76 名前:名無飼育さん 投稿日:2007/07/23(月) 23:33
さ、さ、最終回…ついにきてしまうのですね…
楽しみなような、寂しいような…ううう…
77 名前:名無飼育さん 投稿日:2007/07/24(火) 20:13
14
78 名前:名無飼育さん 投稿日:2007/07/24(火) 20:14
八月は暑い。
福井県も勿論、例外ではない。

祖母の家に厄介になってから、一週間が経過した。
家事手伝いの他はのんびりと過ごす。
今はもう無い、バレエ教室の跡地を見に行ったり、通っていた中学校にも行った。
天気さえ悪くなければ、すすんで外に出るようにした。
明日は数年ぶりに友人と会うことが出来るので、期待半分、不安も半分。

「アイスええなあ」

青空と照り付ける太陽の下、散歩に出ていた高橋は、途中立ち止まって吉澤からきた
メールを読んでいた。
最近は夕方からのバイトまでだらだらしていて、アイス二個をぺろりと食べる毎日だ、
という近況報告だった。

「おし、買って帰ろ」

二つ折りの携帯電話をパタンと閉じて、再び歩き出す。

福井と向こうとでは、杖が地面を叩く音が微妙に違っていた。
トントン、がトツトツ、に聞こえるのだ。
けれど、こんなこときっと誰もわかってくれそうにない。

それでも高橋は、帰ったら吉澤にはこのことを話してみようかな、と思う。
79 名前:名無飼育さん 投稿日:2007/07/24(火) 20:15
「夏はやっぱりスイカバー、だよなあ」

左手にアイスをぎっしり詰めた袋をぶら提げた吉澤は、帰りの坂道を下りていた。

[抹茶ですよ]
高橋は相変わらず、メールの文体でも敬語が抜けない。

[抹茶もいいよね。

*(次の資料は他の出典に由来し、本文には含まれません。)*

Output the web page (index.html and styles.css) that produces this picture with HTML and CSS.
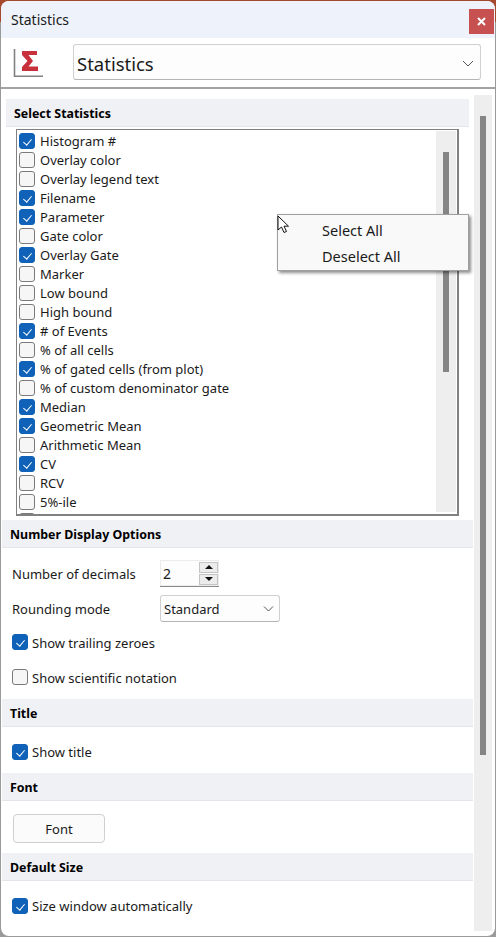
FILE: index.html
```html
<!DOCTYPE html>
<html lang="en">

<head>
    <meta charset="UTF-8">
    <meta name="viewport" content="width=device-width, initial-scale=1.0">
    <title>Statistics</title>

    <link rel="stylesheet" href="styles.css">
</head>

<body>
    <div class="window">
        <div class="titlebar">
            <span class="titlebar-text">Statistics</span>
            <button class="close-btn">
                <svg width="9" height="9" viewBox="0 0 9 9">
                    <path d="M1 1L8 8M8 1L1 8" stroke="#fff" stroke-width="2" fill="none"></path>
                </svg>
            </button>
        </div>

        <div class="toolbar">
            <svg class="stat-icon" width="32" height="32" viewBox="0 0 32 32">
                <path d="M1.5 3V30.2H30" stroke="#808080" stroke-width="1.6" fill="none"></path>
                <path d="M9 5H24V9H15.5L20 15L15.5 20.5H25V25H9V21L14.5 15L9 9Z" fill="#c8303c"></path>
            </svg>
            <div class="big-select">
                <span>Statistics</span>
                <svg width="12" height="7" viewBox="0 0 12 7">
                    <path d="M1 1L6 6L11 1" stroke="#555" stroke-width="1" fill="none"></path>
                </svg>
            </div>
        </div>

        <div class="main">
            <div class="panel">
                <div class="select-stats">
                    <h3 class="section-head first">Select Statistics</h3>
                    <div class="list-box">
                        <div class="list-items">
                            <label class="row"><span class="check on"></span>Histogram #</label>
                            <label class="row"><span class="check"></span>Overlay color</label>
                            <label class="row"><span class="check"></span>Overlay legend text</label>
                            <label class="row"><span class="check on"></span>Filename</label>
                            <label class="row"><span class="check on"></span>Parameter</label>
                            <label class="row"><span class="check"></span>Gate color</label>
                            <label class="row"><span class="check on"></span>Overlay Gate</label>
                            <label class="row"><span class="check"></span>Marker</label>
                            <label class="row"><span class="check"></span>Low bound</label>
                            <label class="row"><span class="check"></span>High bound</label>
                            <label class="row"><span class="check on"></span># of Events</label>
                            <label class="row"><span class="check"></span>% of all cells</label>
                            <label class="row"><span class="check on"></span>% of gated cells (from plot)</label>
                            <label class="row"><span class="check"></span>% of custom denominator gate</label>
                            <label class="row"><span class="check on"></span>Median</label>
                            <label class="row"><span class="check on"></span>Geometric Mean</label>
                            <label class="row"><span class="check"></span>Arithmetic Mean</label>
                            <label class="row"><span class="check on"></span>CV</label>
                            <label class="row"><span class="check"></span>RCV</label>
                            <label class="row"><span class="check"></span>5%-ile</label>
                            <label class="row"><span class="check"></span></label>
                        </div>
                        <div class="list-scroll"><div class="list-thumb"></div></div>
                    </div>
                </div>

                <h3 class="section-head">Number Display Options</h3>
                <div class="number-options">
                    <div class="field">
                        <span class="field-label">Number of decimals</span>
                        <div class="spinner">
                            <span>2</span>
                            <div class="spin-btns">
                                <span class="spin-btn"><i class="tri up"></i></span>
                                <span class="spin-btn"><i class="tri down"></i></span>
                            </div>
                        </div>
                    </div>
                    <div class="field">
                        <span class="field-label">Rounding mode</span>
                        <div class="small-select">
                            <span>Standard</span>
                            <svg width="11" height="6" viewBox="0 0 11 6">
                                <path d="M1 0.5L5.5 5L10 0.5" stroke="#555" stroke-width="1" fill="none"></path>
                            </svg>
                        </div>
                    </div>
                    <label class="option trailing"><span class="check on"></span>Show trailing zeroes</label>
                    <label class="option scientific"><span class="check"></span>Show scientific notation</label>
                </div>

                <h3 class="section-head">Title</h3>
                <div class="single-option">
                    <label class="option"><span class="check on"></span>Show title</label>
                </div>

                <h3 class="section-head">Font</h3>
                <div class="font-option">
                    <button class="font-btn">Font</button>
                </div>

                <h3 class="section-head">Default Size</h3>
                <div class="single-option">
                    <label class="option"><span class="check on"></span>Size window automatically</label>
                </div>
            </div>

            <div class="main-scroll"><div class="main-thumb"></div></div>
        </div>

        <div class="context-menu">
            <div class="menu-item">Select All</div>
            <div class="menu-item">Deselect All</div>
        </div>

        <svg class="cursor" width="13" height="19" viewBox="0 0 13 19">
            <path d="M1 1V15L4.5 12L7 17.5L9.5 16.5L7 11.2H11.5Z" fill="#fff" stroke="#111" stroke-width="1"></path>
        </svg>
    </div>
</body>

</html>
```

FILE: styles.css
```css
* {
    box-sizing: border-box;
}

html,
body {
    margin: 0;
    height: 100%;
}

body {
    background: linear-gradient(#a5492f 0, #a5492f 22px, #9a9a9a 22px);
    font-family: "Noto Sans", "Open Sans", sans-serif;
    font-size: 13px;
    color: #1a1a1a;
    overflow: hidden;
}

.window {
    position: relative;
    width: 494px;
    height: 935px;
    margin: 1px 0 0 1px;
    background-color: #fff;
    border-radius: 8px 8px 8px 8px;
    display: flex;
    flex-direction: column;
    overflow: hidden;
}

.titlebar {
    height: 37px;
    flex: none;
    background-color: #eef2fb;
    display: flex;
    align-items: center;
    justify-content: space-between;
    padding: 0 0 0 10px;
}

.titlebar-text {
    font-size: 14px;
}

.close-btn {
    width: 25px;
    height: 25px;
    margin: 4px 1px 0 0;
    border: none;
    padding: 0;
    background-color: #c75050;
    display: flex;
    align-items: center;
    justify-content: center;
}

.toolbar {
    height: 51px;
    flex: none;
    display: flex;
    align-items: center;
    gap: 28px;
    padding: 0 14px 1px 12px;
    border-bottom: 2px solid #a3a3a3;
}

.stat-icon {
    flex: none;
}

.big-select {
    flex: 1;
    height: 36px;
    border: 1px solid #d0d0d0;
    border-bottom-color: #b5b5b5;
    border-radius: 3px;
    background-color: #fdfdfd;
    display: flex;
    align-items: center;
    justify-content: space-between;
    padding: 2px 6px 0 3px;
    font-size: 18.5px;
}

.main {
    flex: 1;
    display: flex;
    min-height: 0;
}

.panel {
    width: 472px;
    flex: none;
    padding-top: 10px;
}

.section-head {
    margin: 0 0 0 1px;
    height: 28px;
    line-height: 27px;
    padding: 1px 0 0 8px;
    font-size: 12.4px;
    font-weight: 700;
    background-color: #f0f1f5;
    border-bottom: 1px solid #e4e4ea;
    color: #000;
}

.section-head.first {
    margin-left: 5px;
    margin-right: 4px;
}

.select-stats {
    margin-bottom: 4px;
}

.list-box {
    margin: 2px 14px 0 15px;
    height: 387px;
    border: 1px solid #808080;
    border-width: 1px 2px 2px 1px;
    display: flex;
    overflow: hidden;
}

.list-items {
    flex: 1;
    padding-top: 1px;
    min-width: 0;
}

.row {
    height: 19px;
    display: flex;
    align-items: center;
    gap: 5px;
    padding-left: 2px;
    white-space: nowrap;
}

.check {
    position: relative;
    width: 16px;
    height: 16px;
    flex: none;
    border: 1px solid #7a7a7a;
    border-radius: 3px;
    background-color: #f6f6f6;
}

.check.on {
    background-color: #0f62b8;
    border-color: #0f62b8;
}

.check.on::after {
    content: "";
    position: absolute;
    left: 5px;
    top: 3px;
    width: 4px;
    height: 7px;
    border: solid #fff;
    border-width: 0 1px 1px 0;
    transform: rotate(40deg);
}

.list-scroll {
    width: 20px;
    flex: none;
    background-color: #eeeeee;
    margin: 1px 1px 2px 0;
    padding: 21px 0 0 7px;
}

.list-thumb {
    width: 6px;
    height: 220px;
    background-color: #858585;
}

.number-options {
    height: 151px;
    padding: 12px 0 0 11px;
}

.field {
    display: flex;
    align-items: center;
    height: 27px;
    margin-bottom: 8px;
}

.field-label {
    width: 148px;
    flex: none;
}

.spinner {
    width: 59px;
    height: 27px;
    border-bottom: 1px solid #8a8a8a;
    background-color: #fdfdfd;
    display: flex;
    align-items: center;
    justify-content: space-between;
    padding: 0 1px 0 3px;
    box-shadow: 0 0 0 1px #ececec inset;
    font-size: 14px;
}

.spin-btns {
    display: flex;
    flex-direction: column;
    gap: 1px;
}

.spin-btn {
    width: 19px;
    height: 11px;
    background-color: #ececec;
    border: 1px solid #c4c4c4;
    display: flex;
    align-items: center;
    justify-content: center;
}

.tri {
    width: 0;
    height: 0;
    border-left: 4px solid transparent;
    border-right: 4px solid transparent;
}

.tri.up {
    border-bottom: 4px solid #111;
}

.tri.down {
    border-top: 4px solid #111;
}

.small-select {
    width: 120px;
    height: 27px;
    border: 1px solid #d0d0d0;
    border-bottom-color: #b5b5b5;
    border-radius: 3px;
    background-color: #fdfdfd;
    display: flex;
    align-items: center;
    justify-content: space-between;
    padding: 0 5px 0 3px;
}

.option {
    display: flex;
    align-items: center;
    gap: 4px;
    height: 18px;
}

.trailing {
    margin-top: 11px;
    padding-top: 2px;
}

.scientific {
    margin-top: 17px;
    padding-top: 2px;
}

.trailing .check,
.scientific .check {
    margin-top: -2px;
}

.single-option {
    height: 46px;
    padding: 16px 0 0 11px;
}

.font-option {
    height: 52px;
    padding: 13px 0 0 12px;
}

.font-btn {
    width: 92px;
    height: 29px;
    border: 1px solid #cfcfcf;
    border-radius: 4px;
    background-color: #fbfbfb;
    font: inherit;
    color: #1a1a1a;
}

.main-scroll {
    width: 18px;
    margin: 6px 0 5px 1px;
    background-color: #eeeeee;
    padding: 21px 0 0 6px;
    flex: none;
}

.main-thumb {
    width: 6px;
    height: 639px;
    background-color: #858585;
}

.context-menu {
    position: absolute;
    left: 276px;
    top: 213px;
    width: 192px;
    height: 57px;
    border: 1px solid #a0a0a0;
    background-color: #f9f9f9;
    box-shadow: 2px 2px 3px rgba(0, 0, 0, 0.45);
    padding: 2px 0 0 44px;
    font-size: 14.5px;
}

.menu-item {
    height: 26px;
    line-height: 26px;
}

.cursor {
    position: absolute;
    left: 276px;
    top: 214px;
}
```
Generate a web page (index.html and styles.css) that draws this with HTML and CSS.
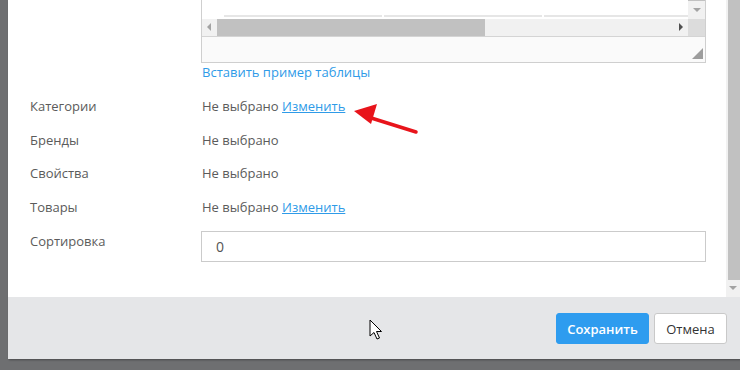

外太陽カンカンで溶けそーだよ]
折りたたむのが面倒になって、携帯電話を開いたまま右手で持つ。

今日は湿度も高くないので、とても気分がいい。
汗もそれほど体に纏わり付く感じがしない。

深く息を吸うと、視線が少し上向いた。
色濃い夏の青空。いつまでもずっと続いてほしい。

[こっちも天気良いですよ。もくもく雲とかあって]
[なんだっけその雲]

その雲はこちらでも出ていた。
ビル群の先からでっかいわたあめが出来ているような雲。
名前が思い出せなくて、返信してからもずっと、吉澤は考えていた。
80 名前:名無飼育さん 投稿日:2007/07/24(火) 20:16
「昔習ったよなあ。なんか名前が二つあるて……」

山に張り付くように出来ていた大きな雲の塊を眺めながら、高橋は必死に記憶を遡る。

額に出来た汗の玉が、つうと流れていく。
やかましかった蝉の声は気にならなくなった。

頭の中は今、中学校の教室の風景が見えている。
窓側から数えて二列目、後ろから三番目の席から見た風景。

場面は変わり、開かれた教科書。
横書きの明朝体。大切な単語は太ゴシック。
それに重ねてある蛍光マーカー。
緑のが好きだった。

雲の写真。
乱層雲、高積雲、あとひとつ、これが思い出せない……

「らんせき、違う、せ、せ、せき……あ!」



[積乱雲です!][入道雲だっけ?]

送信完了と同時に、吉澤からも送られてきた。
お互い両方正解なのだとすぐに気付いて、空に向かって一緒に笑う。
八月の空に!
81 名前:名無飼育さん 投稿日:2007/07/24(火) 20:16






終。
82 名前:名無飼育さん 投稿日:2007/07/24(火) 20:17
>>76
短い間でしたが、そのように言っていただけてとても嬉しいです。



一スレ一タイトルっていうのを一度やってみたかったので、
達成できてハッピー☆彡

お付き合いいただき有難うございました。
83 名前:名無飼育さん 投稿日:2007/07/24(火) 22:05
最後までryッタスw
独特の世界に引き込まれましたねえ
また読みたいです
84 名前:名無飼育さん 投稿日:2007/07/24(火) 23:33
いい世界を堪能しました。
ごちそうさまです。
85 名前:名無飼育さん 投稿日:2007/07/25(水) 01:18
とても素晴らしいよしあいでした
86 名前:名無飼育さん 投稿日:2007/07/27(金) 07:29
なんでもない会話をしているだけのようなのに
とてもポワポワポワワしながら読ませて頂きました
最後のすれ違いっぷりこそが吉愛の醍醐味な気がしますw
ありがとうございました
87 名前:作者 投稿日:2007/08/24(金) 22:53
恥ずかしながら帰って参りました。今日だけ。
いただいたレスをお返しします。

>>83
卒業以降進むことはないと踏んでジレッタスを貫いたのですが……
リd*’ー’)<大好きです! って。
そうですか。びっくりしました。
四試合でラブラブは想像できないのでここでギブアップです。

>>84
お粗末さまでした。
幻のデザートが戸棚の中にあるわよ。

>>85
ストレートにありがとうございます。
まっすぐが嬉しくてレスに困る複雑なミキモチ

>>86
どういたしましてです。
なんでもない会話に何十分もかけてることもあるので、
嬉しいです。
最後はちょっと成り行きもありつつ、夏空で締めること
だけは決めていました。

当時反応あったのでホッとしてそのままにしていましたが、フォローをひとつ。
「スーちゃん」は高橋さんの地元の友達の名前です。本当の。